Some areas to consider include the following:

  • The length of the policy – whether it is continuous, its maximum duration and whether or not you can renew it from abroad if necessary.

  • Whether medical costs are paid directly to the health provider in the country of the incident or whether you have to pay directly and are then subsequently reimbursed by the insurer.

  • The extent to which the policy covers pre-existing medical conditions. This is a really important area which should not be skimmed over as failure to ensure the exact terms of how pre-existing conditions will be treated could result in them only being partially covered, or even being excluded altogether.

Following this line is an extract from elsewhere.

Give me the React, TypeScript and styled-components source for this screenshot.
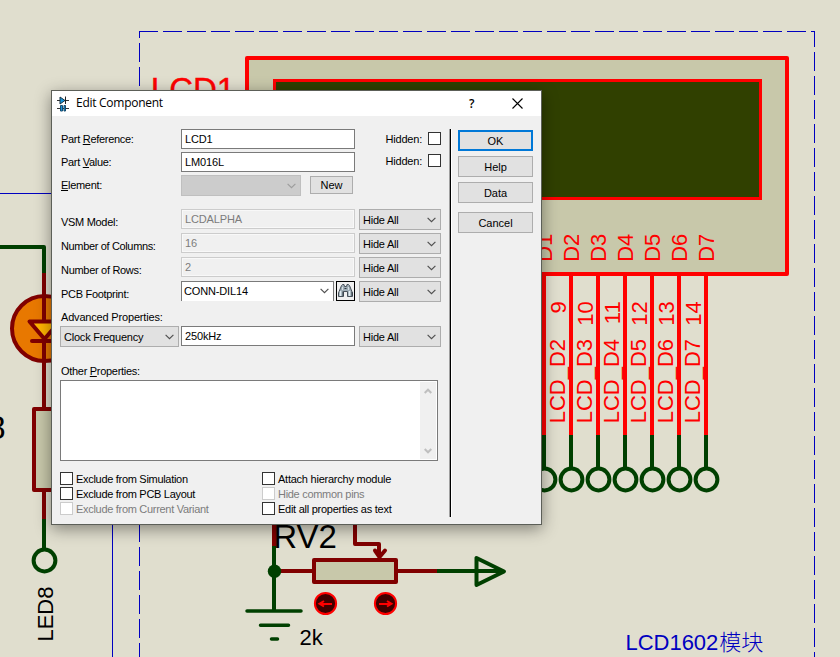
import React from "react";
import styled, { createGlobalStyle } from "styled-components";

const GlobalStyle = createGlobalStyle`
  html, body { margin: 0; padding: 0; overflow: hidden; }
  body { background: #e0dece; }
  * { box-sizing: border-box; }
`;

const RED = "#ff0000";
const MAROON = "#800000";
const GREEN = "#004000";
const BLUE = "#0000c0";
const BODY = "#c8c8aa";

const Desktop = styled.main`
  position: relative;
  width: 840px;
  height: 657px;
  overflow: hidden;
  background: #e0dece;
  font-family: "Liberation Sans", Arial, sans-serif;
`;

const Canvas = styled.svg`
  display: block;
  font-family: "Liberation Sans", Arial, "Noto Sans CJK SC", sans-serif;
`;

const Dialog = styled.section`
  position: absolute;
  left: 51px;
  top: 90px;
  width: 491px;
  height: 435px;
  display: flex;
  flex-direction: column;
  background: #f0f0f0;
  border: 1px solid #5c5f58;
  box-shadow: 0 4px 15px rgba(0, 0, 0, 0.42);
  font-size: 11px;
  line-height: 13px;
  color: #000;
  white-space: nowrap;
`;

const TitleBar = styled.header`
  display: flex;
  align-items: center;
  flex: 0 0 25px;
  padding: 0 18px 0 4px;
  background: #fff;
`;

const Title = styled.h1`
  flex: 1;
  margin: 0 0 1px 6px;
  font: 400 12px/16px "Open Sans", "Noto Sans", sans-serif;
  letter-spacing: -0.27px;
`;

const HelpMark = styled.span`
  width: 8px;
  margin-right: 35px;
  font: 600 12px/16px "Open Sans", "Noto Sans", sans-serif;
`;

const Body = styled.div`
  display: flex;
  flex: 1;
  padding: 13px 8px 7px;
`;

const Form = styled.div`
  width: 381px;
`;

const Separator = styled.div`
  width: 3px;
  height: 388px;
  margin: 0 6px 0 8px;
  background: #000;
  border-left: 1px solid #a0a0a0;
  border-right: 1px solid #fff;
`;

const Actions = styled.div`
  display: flex;
  flex-direction: column;
  gap: 5px;
  width: 75px;
  padding-top: 1px;
`;

const Button = styled.button<{ $primary?: boolean; $gap?: number; $small?: boolean }>`
  width: ${(p) => (p.$small ? 43 : 75)}px;
  height: ${(p) => (p.$small ? 18 : 21)}px;
  margin: ${(p) => p.$gap || 0}px 0 0;
  padding: ${(p) => (p.$small ? 0 : 2)}px 0 0;
  border: ${(p) => (p.$primary ? "2px solid #0078d7" : "1px solid #adadad")};
  background: #e1e1e1;
  color: #000;
  font: 11px/13px "Liberation Sans", Arial, sans-serif;
`;

const Row = styled.div<{ $height: number }>`
  display: grid;
  grid-template-columns: 121px 178px 82px;
  align-items: start;
  height: ${(p) => p.$height}px;
`;

const Label = styled.label<{ $top: number; $spacing?: number }>`
  display: block;
  padding: ${(p) => p.$top}px 0 0 1px;
  letter-spacing: ${(p) => p.$spacing ?? -0.3}px;
`;

const Key = styled.span`
  text-decoration: underline;
  text-underline-offset: 1px;
  text-decoration-thickness: 1px;
`;

const Field = styled.div<{ $disabled?: boolean }>`
  width: 174px;
  height: 20px;
  padding: 3px 0 0 3px;
  border: 1px solid ${(p) => (p.$disabled ? "#cccccc" : "#7a7a7a")};
  box-shadow: ${(p) => (p.$disabled ? "inset 0 0 0 1px #f8f8f8" : "none")};
  background: ${(p) => (p.$disabled ? "#f0f0f0" : "#fff")};
  color: ${(p) => (p.$disabled ? "#7c7c7c" : "#000")};
  letter-spacing: -0.15px;
`;

const Select = styled.div<{ $width: number; $kind?: "disabled" | "editable" }>`
  display: flex;
  justify-content: space-between;
  align-items: flex-start;
  width: ${(p) => p.$width}px;
  height: ${(p) => (p.$kind === "editable" ? 20 : 21)}px;
  padding: ${(p) => (p.$kind === "editable" ? 3 : 4)}px 4px 0 ${(p) => (p.$kind === "editable" ? 2 : 3)}px;
  border: 1px solid ${(p) => (p.$kind === "editable" ? "#7a7a7a" : p.$kind === "disabled" ? "#bfbfbf" : "#adadad")};
  border-bottom-width: ${(p) => (p.$kind === "editable" ? 0 : 1)}px;
  background: ${(p) => (p.$kind === "editable" ? "#fff" : p.$kind === "disabled" ? "#cccccc" : "#e1e1e1")};
  letter-spacing: ${(p) => (p.$kind === "editable" ? -0.15 : -0.22)}px;
`;

const Chevron = styled.svg`
  width: 9px;
  height: 6px;
  margin-top: 3px;
`;

const Cell = styled.div<{ $gap?: number }>`
  display: flex;
  gap: ${(p) => p.$gap || 0}px;
  align-items: flex-start;
`;

const FindButton = styled.button`
  width: 19px;
  height: 20px;
  padding: 0;
  border: 1px solid #000;
  background: #f0f0f0;
  svg { display: block; }
`;

const HiddenToggle = styled.div<{ $top: number }>`
  display: flex;
  justify-content: flex-end;
  gap: 6px;
  padding-top: ${(p) => p.$top}px;
  letter-spacing: -0.2px;
  span:first-child { padding-top: 1px; }
`;

const Box = styled.span<{ $disabled?: boolean }>`
  flex: 0 0 13px;
  width: 13px;
  height: 13px;
  background: #fff;
  border: 1px solid ${(p) => (p.$disabled ? "#cccccc" : "#333")};
`;

const Memo = styled.div`
  display: flex;
  justify-content: flex-end;
  width: 378px;
  height: 81px;
  padding: 1px;
  border: 1px solid #7a7a7a;
  background: #fff;
`;

const ScrollTrack = styled.div`
  display: flex;
  flex-direction: column;
  justify-content: space-between;
  align-items: center;
  width: 16px;
  padding: 6px 0 5px;
  background: #f0f0f0;
`;

const Options = styled.div`
  display: grid;
  grid-template-columns: 202px 1fr;
  grid-auto-rows: 15px;
  margin-top: 11px;
`;

const Option = styled.div<{ $disabled?: boolean; $spacing?: number }>`
  display: flex;
  gap: 3px;
  color: ${(p) => (p.$disabled ? "#7c7c7c" : "#000")};
  letter-spacing: ${(p) => p.$spacing ?? -0.3}px;
  span + span { padding-top: 1px; }
`;

function Down({ color = "#505050" }: { color?: string }) {
  return (
    <Chevron viewBox="0 0 9 6">
      <path d="M.6 .8L4.5 4.7L8.4 .8" fill="none" stroke={color} strokeWidth="1.15" />
    </Chevron>
  );
}

function Combo({ text, width = 82 }: { text: string; width?: number }) {
  return (
    <Select $width={width}>
      <span>{text}</span>
      <Down />
    </Select>
  );
}

function Hidden({ top }: { top: number }) {
  return (
    <HiddenToggle $top={top}>
      <span>Hidden:</span>
      <Box />
    </HiddenToggle>
  );
}

function Check({ text, disabled, spacing }: { text: string; disabled?: boolean; spacing?: number }) {
  return (
    <Option $disabled={disabled} $spacing={spacing}>
      <Box $disabled={disabled} />
      <span>{text}</span>
    </Option>
  );
}

const pins = [
  { x: 544, pin: "8", data: "D1" },
  { x: 571, pin: "9", data: "D2" },
  { x: 598, pin: "10", data: "D3" },
  { x: 625, pin: "11", data: "D4" },
  { x: 652, pin: "12", data: "D5" },
  { x: 679, pin: "13", data: "D6" },
  { x: 706, pin: "14", data: "D7" },
];

function Upright({ x, y, text, fill, end }: { x: number; y: number; text: string; fill: string; end?: boolean }) {
  return (
    <text transform={`translate(${x} ${y}) rotate(-90)`} fontSize="22" fill={fill} textAnchor={end ? "end" : "start"}>
      {text}
    </text>
  );
}

function Schematic() {
  return (
    <Canvas width="840" height="657" viewBox="0 0 840 657">
      <g stroke={BLUE} fill="none">
        <path d="M0 193.5H52M112.5 520V657" />
        <path d="M139 31.5H815" strokeDasharray="19 5" />
        <path d="M139.500 31V657" strokeDasharray="19 5" strokeDashoffset="12" />
        <path d="M814.500 31V657" strokeDasharray="19 5" strokeDashoffset="3" />
      </g>

      <rect x="247" y="58" width="540" height="216" fill={BODY} stroke={RED} strokeWidth="4" strokeLinejoin="round" />
      <rect x="274.500" y="80.500" width="486" height="118" fill="#304000" stroke={RED} strokeWidth="3" />
      <text x="150.800" y="101" fontSize="33" fill={RED} stroke={RED} strokeWidth=".4">LCD1</text>

      {pins.map(({ x, pin, data }) => (
        <g key={data}>
          <path d={`M${x} 276V436`} stroke={RED} strokeWidth="4" />
          <path d={`M${x} 435V468`} stroke={GREEN} strokeWidth="4" />
          <circle cx={x + 0.5} cy="479.500" r="10.900" fill="none" stroke={GREEN} strokeWidth="4" />
          <Upright x={x + 8.2} y={261.8} text={data} fill={RED} />
          {data !== "D1" && <Upright x={x - 4.6} y={301.3} text={pin} fill={RED} end />}
          {data !== "D1" && <Upright x={x - 6.2} y={423.3} text={`LCD_${data}`} fill={RED} />}
        </g>
      ))}

      <g fill="none" strokeWidth="4" strokeLinejoin="round">
        <path d="M0 247H44V274" stroke={GREEN} />
        <circle cx="44.500" cy="328.500" r="32.500" fill="#e87800" stroke={MAROON} />
        <path d="M44 273V320M44 339V409" stroke={MAROON} />
        <path d="M29.500 321.500H59.500L44.500 339Z" fill="#ffb400" stroke={MAROON} />
        <path d="M32 341H58" stroke={MAROON} strokeLinecap="round" />
        <rect x="34" y="409" width="20" height="81" fill={BODY} stroke={MAROON} />
        <path d="M44 492V519" stroke={MAROON} />
        <path d="M44 519V549" stroke={GREEN} />
        <circle cx="44.500" cy="560.500" r="10.900" stroke={GREEN} />
      </g>
      <text x="-12.800" y="438.500" fontSize="33">8</text>
      <Upright x={52.5} y={641.6} text="LED8" fill="#000" />

      <g fill="none" strokeWidth="4" strokeLinejoin="round">
        <path d="M274 520V546M280 571H313M398 571H438" stroke={MAROON} />
        <path d="M274 546V611M437 571H503" stroke={GREEN} />
        <circle cx="274.500" cy="571.300" r="6.700" fill={GREEN} stroke="none" />
        <path d="M247 611H301M260.500 625.200H288.500M271.500 639H277.500" stroke={GREEN} strokeLinecap="round" strokeWidth="3.500" />
        <path d="M476.500 558V585L504 571.500Z" stroke={GREEN} />
        <path d="M355 520V544H379V557" stroke={MAROON} />
        <path d="M375 550.500L379.500 557L385 550.500" stroke={MAROON} strokeLinecap="round" />
        <rect x="314" y="560" width="82" height="22" fill={BODY} stroke={MAROON} />
      </g>
      <text x="273.200" y="548" fontSize="33">RV2</text>
      <text x="299.500" y="644.500" fontSize="22">2k</text>
      {[325.5, 385.5].map((cx, i) => (
        <g key={cx} transform={`translate(${cx} 603.500)${i === 0 ? " scale(-1 1)" : ""}`} fill="none" stroke={RED}>
          <circle r="10.600" fill="#400000" strokeWidth="2" />
          <path d="M-6.500 .5H5M1.500-2.500L6 .3L1.500 3" strokeWidth="2" />
        </g>
      ))}
      <text x="625.400" y="650" fontSize="22" fill={BLUE}>
        LCD1602<tspan dx=".8" fontFamily="Noto Sans CJK SC" fontWeight="300">模块</tspan>
      </text>
    </Canvas>
  );
}

function ComponentIcon() {
  return (
    <svg width="14" height="18" viewBox="0 0 14 18">
      <path d="M1 5.500H13M1 13.500H13" stroke="#333" />
      <path d="M4 2L9 5.500L4 9Z" fill="#1595dc" stroke="#17303f" />
      <path d="M9.500 1.500V9" stroke="#222" />
      <path d="M4.500 10.500H6.500V16H4.500ZM8 10.500H9.500V16H8Z" fill="#1595dc" stroke="#174a6c" />
    </svg>
  );
}

function Binoculars() {
  return (
    <svg width="17" height="18" viewBox="0 0 17 18">
      <path d="M4.500 3.500L5.500 2.500H7L7.500 4.500L9.500 4.500L10 2.500H11.500L12.500 3.500L15.500 11V14.500H10.500V9.500H6.500V14.500H1.500V11Z" fill="#9eacb5" stroke="#48515a" />
      <path d="M3.500 9V14M12.500 9V14" stroke="#e3edf3" strokeWidth="1.500" />
      <path d="M5.500 5V8M11.500 5V8" stroke="#d5dde2" />
      <path d="M7.500 6.500H9.500M6 9.500V14M15 10V14" stroke="#303a42" />
    </svg>
  );
}

export default function App() {
  return (
    <Desktop>
      <GlobalStyle />
      <Schematic />
      <Dialog>
        <TitleBar>
          <ComponentIcon />
          <Title>Edit Component</Title>
          <HelpMark>?</HelpMark>
          <svg width="11" height="11" viewBox="0 0 11 11">
            <path d="M.5 .5L10.500 10.500M10.500 .5L.5 10.500" stroke="#000" strokeWidth="1.100" />
          </svg>
        </TitleBar>
        <Body>
          <Form>
            <Row $height={23}>
              <Label $top={4}>Part <Key>R</Key>eference:</Label>
              <Field>LCD1</Field>
              <Hidden top={3} />
            </Row>
            <Row $height={23}>
              <Label $top={4}>Part <Key>V</Key>alue:</Label>
              <Field>LM016L</Field>
              <Hidden top={2} />
            </Row>
            <Row $height={34}>
              <Label $top={4}><Key>E</Key>lement:</Label>
              <Cell $gap={9}>
                <Select $width={120} $kind="disabled"><span /><Down color="#9d9d9d" /></Select>
                <Button $small $gap={1}>New</Button>
              </Cell>
            </Row>
            <Row $height={24}>
              <Label $top={7}>VSM Model:</Label>
              <Field $disabled>LCDALPHA</Field>
              <Combo text="Hide All" />
            </Row>
            <Row $height={24}>
              <Label $top={7} $spacing={-0.35}>Number of Columns:</Label>
              <Field $disabled>16</Field>
              <Combo text="Hide All" />
            </Row>
            <Row $height={24}>
              <Label $top={7}>Number of Rows:</Label>
              <Field $disabled>2</Field>
              <Combo text="Hide All" />
            </Row>
            <Row $height={24}>
              <Label $top={7}>PCB Footprint:</Label>
              <Cell $gap={2}>
                <Select $width={153} $kind="editable"><span>CONN-DIL14</span><Down /></Select>
                <FindButton><Binoculars /></FindButton>
              </Cell>
              <Combo text="Hide All" />
            </Row>
            <Row $height={21}>
              <Label $top={6} $spacing={-0.18}>Advanced Properties:</Label>
            </Row>
            <Row $height={21}>
              <Combo text="Clock Frequency" width={119} />
              <Field>250kHz</Field>
              <Combo text="Hide All" />
            </Row>
            <Row $height={33}>
              <Label $top={18}>Other <Key>P</Key>roperties:</Label>
            </Row>
            <Memo>
              <ScrollTrack>
                <svg width="8" height="6" viewBox="0 0 8 6"><path d="M.7 5L4 1.700L7.300 5" fill="none" stroke="#bfbfbf" strokeWidth="2" /></svg>
                <svg width="8" height="6" viewBox="0 0 8 6"><path d="M.7 1L4 4.300L7.300 1" fill="none" stroke="#bfbfbf" strokeWidth="2" /></svg>
              </ScrollTrack>
            </Memo>
            <Options>
              <Check text="Exclude from Simulation" />
              <Check text="Attach hierarchy module" spacing={-0.24} />
              <Check text="Exclude from PCB Layout" />
              <Check text="Hide common pins" disabled />
              <Check text="Exclude from Current Variant" disabled />
              <Check text="Edit all properties as text" spacing={-0.26} />
            </Options>
          </Form>
          <Separator />
          <Actions>
            <Button $primary>OK</Button>
            <Button>Help</Button>
            <Button>Data</Button>
            <Button $gap={4}>Cancel</Button>
          </Actions>
        </Body>
      </Dialog>
    </Desktop>
  );
}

Specifically ask for:

    • A full list of the definitions, limitations and restrictions relating to your pre-existing condition.

    • An agreement in writing confirming that your pre-existing condition is covered.

    • A stability clause which details that no changes should be made to new or existing medical conditions, symptoms or medication during the stability period before your trip.

    • A compassion clause so that the whole policy isn’t invalidated due to an inadvertent incorrect statement.

  • Whether or not the cover provides medical evacuation back to Canada, with a medial escort if required.

  • That your medical care abroad and any remote telephone support with the insurance provider is in English.

  • How deductible costs are dealt with – going for a 100% coverage plan, though more expensive, gives you greater peace of mind and financial back up should the worst happen.

  • In the event that you die abroad, whether your cover will pay for the preparation and return of your remains to Canada.

How do I make sense of my travel insurance policy?

It’s imperative that you read and understand the terms of your policy so that you are fully prepared in case you have to use it.

When taking out your policy, make sure that you give honest, accurate and complete information as failure to do so can invalidate your policy. Ask all of the questions that you need to get assurance that the product meets your needs fully and ask for confirmation in writing for any areas of dispute or uncertainty.

There are a number of things that are not normally covered by insurance companies, so you should check with your provider directly if they affect you. Activities such as extreme sports or treatment for cosmetic surgery or incidents as a result of drugs or alcohol are often not covered by the insurance.

Make sure that you check the Travel Advice and Advisories website both when you are booking your trip and also just before you leave. The purpose of this is to ensure that no Travel Advisories have been issued for your destination as this is likely to impact your insurance policy and it may even be the case that your provider will not cover medical treatment undertaken in a country for which the Government of Canada has issued an official Travel Advisory.

Don’t forget to make sure that your medical paperwork is in order if you do end up having treatment abroad. As a minimum, you’ll need a thorough medical report with a breakdown of the treatment that you have received, with an invoice or receipt. If in doubt, request additional information to safeguard against queries or potential hold ups when it’s time to make your claim

Finally, keep your insurance documents on you or easily to hand when you travel and also pass on the details of your policy to somebody else such as a family member or your travel agent in case they need to act on your behalf in an emergency.

Remember that preparation is key when it comes to taking out a travel health insurance policy and with good planning, there is no reason why you won’t be able to secure a robust policy which meets your needs and gives you the necessary financial and emotional security to enjoy your trip.